Flat-headed Amphibian/Siderops (Lost Kingdoms Series A by Yowie)

3.3 (3 votes)

Even amongst collectors Yowie isn’t a well known company I dare say, so here’s a short introduction… Yowie is an Australian publishing brand that developed the mythical Yowie kingdom with stories and toys concentrating mostly on the Australian fauna. In the mid 90’s Yowie approached the British confectionery company Cadbury with the idea to market the toys with sweets as a vehicle. The idea isn’t new but works well for other companies and so did it here. In 2000 Yowie developed the Lost Kingdoms series in cooperation with the Australian Museum. The series contained toys of extinct animals from all ages and all around the world, but with a significant focus on the Australian fauna again. Here we want to take a look at Yowie’s “Flat-headed Amphibian”….

… the accompanying paper sheet names the species as Siderops, a temnospondyl from the Early Jurassic of Australia, closely related to the more famous Koolasuchus that was featured in the BBC series “Walking with Dinosaurs”. While not as impressive in size as its relative, Siderops still was way larger than any recent amphibian, growing up to 2.5 metres in length with a skull up to 50 cm long.

Not surprisingly the toy itself just measures 7.5 cm in length, hence it hatched from a small chocolate egg. The figure is easily assembled from seven parts and while the result falls way short of the delicate details and finesse Kaiyodo’s Chocolasaurs boast, the final toy is a nice and fun rendition of an obscure species. Lots of Yowie figures seem to include a small function, in this case the head moves a bit  sideways when one moves the tail in the opposite direction.

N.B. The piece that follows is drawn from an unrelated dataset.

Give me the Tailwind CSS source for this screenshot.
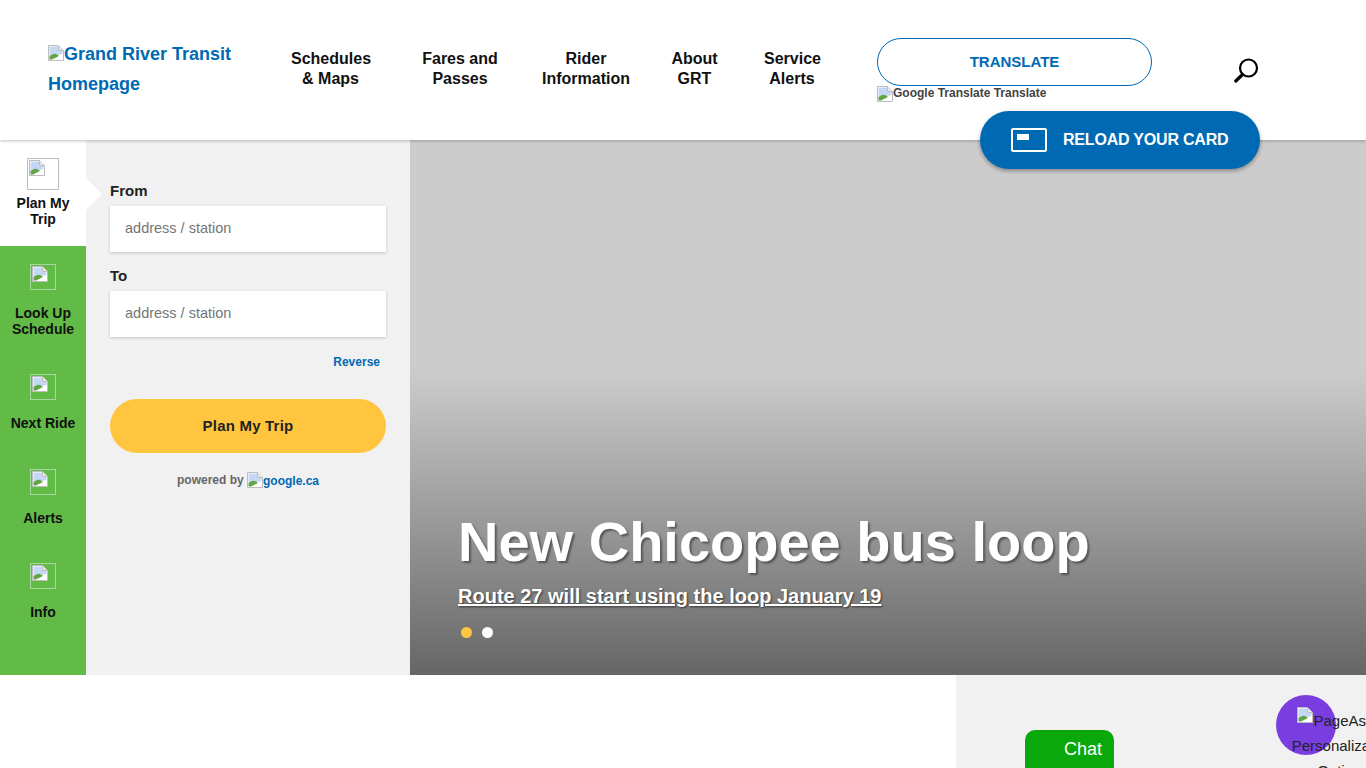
<!DOCTYPE html>
<html lang="en"><head><meta charset="utf-8"><title>Grand River Transit</title>
<script src="https://cdn.jsdelivr.net/npm/@tailwindcss/browser@4"></script></head>
<body class="m-0 h-[768px] w-[1366px] overflow-hidden bg-white font-['Liberation_Sans',Arial,sans-serif] relative">
<svg width="0" height="0" class="absolute"><defs>
<symbol id="broken" viewBox="0 0 16 16"><path d="M0.5 0.5H10.5L15.5 5.5V15.5H0.5Z" fill="#fff" stroke="#bdbdbd"/><path d="M1.5 1.5H10V6H14.5V9L1.5 12Z" fill="#c4d8f5"/><path d="M1.5 14.5V11.5C4 8.5 7 8 9 9.5L11 11L4 14.5Z" fill="#62a544"/><path d="M10.5 .5V5.5H15.5" fill="#e8e8e8" stroke="#bdbdbd"/><path d="M9 15L15 9V15Z" fill="#fff"/></symbol>
</defs></svg>
<header class="relative z-10 h-[140px] bg-white shadow-[0_1px_3px_rgba(0,0,0,0.25)]">
 <div class="flex h-full items-start">
  <a class="ml-[48px] mt-[39px] block w-[200px] text-[18px] leading-[30px] font-bold text-[#0069b4]"><svg class="inline-block h-4 w-4 align-[-1px]"><use href="#broken"/></svg>Grand River Transit Homepage</a>
  <nav class="mt-[49px] ml-[43px] flex text-center text-[16px] leading-[20px] font-bold text-[#111]">
   <a class="w-[79px]">Schedules<br>&amp; Maps</a>
   <a class="ml-[52px] w-[76px]">Fares and<br>Passes</a>
   <a class="ml-[44px] w-[88px]">Rider<br>Information</a>
   <a class="ml-[41px] w-[47px]">About<br>GRT</a>
   <a class="ml-[46px] w-[56px]">Service<br>Alerts</a>
  </nav>
  <div class="ml-[57px] mt-[38px] w-[275px]">
   <div class="flex h-[48px] items-center justify-center rounded-full border border-[#0069b4] text-[15px] font-bold text-[#0069b4]">TRANSLATE</div>
   <div class="flex h-4 items-start text-[12px] leading-[14px] font-bold text-[#444]"><svg class="h-4 w-4 shrink-0"><use href="#broken"/></svg><span>Google Translate Translate</span></div>
  </div>
  <svg class="ml-[82px] mt-[58px]" width="25" height="25" viewBox="0 0 25 25" fill="none" stroke="#000"><circle cx="14.5" cy="10" r="8.5" stroke-width="2.2"/><path d="M8.5 16.5L1.8 23" stroke-width="3.2" stroke-linecap="round"/></svg>
 </div>
</header>
<a class="absolute left-[980px] top-[111px] z-20 flex h-[58px] w-[280px] items-center rounded-full bg-[#0069b4] pl-[31px] text-[16px] font-bold tracking-[-0.2px] text-white shadow-[0_2px_4px_rgba(0,0,0,0.35)]">
 <svg width="36" height="24" viewBox="0 0 36 24" class="mr-[16px]"><rect x="1" y="1" width="34" height="22" rx="1" fill="none" stroke="#fff" stroke-width="2"/><rect x="6" y="6" width="12" height="6" fill="#fff"/></svg>RELOAD YOUR CARD</a>
<main class="flex h-[535px]">
 <aside class="flex w-[86px] shrink-0 flex-col bg-[#62bb46] text-center text-[14px] leading-[16px] font-bold text-[#111]">
  <div class="relative h-[106px] bg-white pt-[18px]">
   <div class="mx-auto flex h-[32px] w-[32px] border border-[#bdbdbd] p-px"><svg class="h-4 w-4"><use href="#broken"/></svg></div>
   <div class="mt-[5px]">Plan My<br>Trip</div>
   <div class="absolute left-[86px] top-[38px] h-0 w-0 border-y-[16px] border-l-[16px] border-y-transparent border-l-white"></div>
  </div>
  <div class="h-[104px] pt-[18px]">
   <div class="mx-auto h-[26px] w-[26px] border border-[#a9d79b] p-px"><svg class="h-4 w-4"><use href="#broken"/></svg></div>
   <div class="mt-[15px]">Look Up<br>Schedule</div>
  </div>
  <div class="h-[95px] pt-[24px]">
   <div class="mx-auto h-[26px] w-[26px] border border-[#a9d79b] p-px"><svg class="h-4 w-4"><use href="#broken"/></svg></div>
   <div class="mt-[15px]">Next Ride</div>
  </div>
  <div class="h-[94px] pt-[24px]">
   <div class="mx-auto h-[26px] w-[26px] border border-[#a9d79b] p-px"><svg class="h-4 w-4"><use href="#broken"/></svg></div>
   <div class="mt-[15px]">Alerts</div>
  </div>
  <div class="pt-[24px]">
   <div class="mx-auto h-[26px] w-[26px] border border-[#a9d79b] p-px"><svg class="h-4 w-4"><use href="#broken"/></svg></div>
   <div class="mt-[15px]">Info</div>
  </div>
 </aside>
 <section class="w-[324px] shrink-0 bg-[#f1f1f1] px-[24px] pt-[42px]">
  <label class="block text-[15px] leading-[18px] font-bold text-[#222]">From</label>
  <div class="mt-[6px] flex h-[46px] items-center bg-white pl-[15px] text-[14.5px] text-[#757575] shadow-[0_1px_3px_rgba(0,0,0,0.2)]">address / station</div>
  <label class="mt-[15px] block text-[15px] leading-[18px] font-bold text-[#222]">To</label>
  <div class="mt-[6px] flex h-[46px] items-center bg-white pl-[15px] text-[14.5px] text-[#757575] shadow-[0_1px_3px_rgba(0,0,0,0.2)]">address / station</div>
  <div class="mt-[18px] pr-[6px] text-right text-[12px] leading-[14px] font-bold text-[#0069b4]">Reverse</div>
  <div class="mt-[30px] flex h-[54px] items-center justify-center rounded-full bg-[#ffc53f] text-[15px] font-bold tracking-[0.2px] text-[#222]">Plan My Trip</div>
  <div class="mt-[19px] flex justify-center text-[12px] leading-[16px] font-bold text-[#666]"><span>powered by&nbsp;</span><svg class="h-4 w-4"><use href="#broken"/></svg><span class="text-[#0069b4] translate-y-px">google.ca</span></div>
 </section>
 <section class="flex flex-1 flex-col bg-[linear-gradient(to_bottom,#cccccc_0,#cccccc_43%,#666666_100%)] pl-[48px] pt-[368px]">
  <h1 class="text-[56px] leading-[68px] font-bold text-white [text-shadow:2px_2px_2px_rgba(0,0,0,0.4)]">New Chicopee bus loop</h1>
  <a class="mt-[8px] text-[20px] leading-[24px] font-bold text-white underline [text-shadow:1px_1px_2px_rgba(0,0,0,0.6)]">Route 27 will start using the loop January 19</a>
  <div class="mt-[19px] ml-[3px] flex gap-[10px]"><span class="h-[11px] w-[11px] rounded-full bg-[#ffc53f]"></span><span class="h-[11px] w-[11px] rounded-full bg-white"></span></div>
 </section>
</main>
<div class="flex h-[93px] justify-end">
 <div class="relative w-[410px] overflow-hidden bg-[#f1f1f1]">
  <div class="absolute left-[69px] top-[55px] h-[60px] w-[89px] rounded-[10px] bg-[#0aa80a] pl-[39px] pt-[8px] text-[18px] leading-[22px] text-white">Chat</div>
  <div class="absolute left-[320px] top-[20px] h-[60px] w-[60px] rounded-full bg-[#7a3ee0]"></div>
  <div class="absolute left-[332px] top-[32px] w-[110px] text-center text-[15px] leading-[25px] text-[#222]"><svg class="inline-block h-4 w-4 align-[3px]"><use href="#broken"/></svg>PageAssist Personalization Options</div>
 </div>
</div>
</body></html>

The sculpt is simple but sufficiently represents the species. The head is wide and big, the eyes set apart a great deal. From the head to the tail runs a low crest. Four fingers in front and five toes in the back are what you find in most modern salamanders, I am not aware if that’s correct for the temnospondyl, but it is reasonable enough as I think neither hands nor feet are known. If anything, the whole figure seems to be too shorttailed and too tall. The paint job is simple but nice with irregular dark green blotches on olive green gound and a red orange belly.

Overall it’s a fun little toy and probably the only represantive of the species – and temnospondyls do not get much love by toy companies anyway. Long discontinued, your best chance to find these is ebay.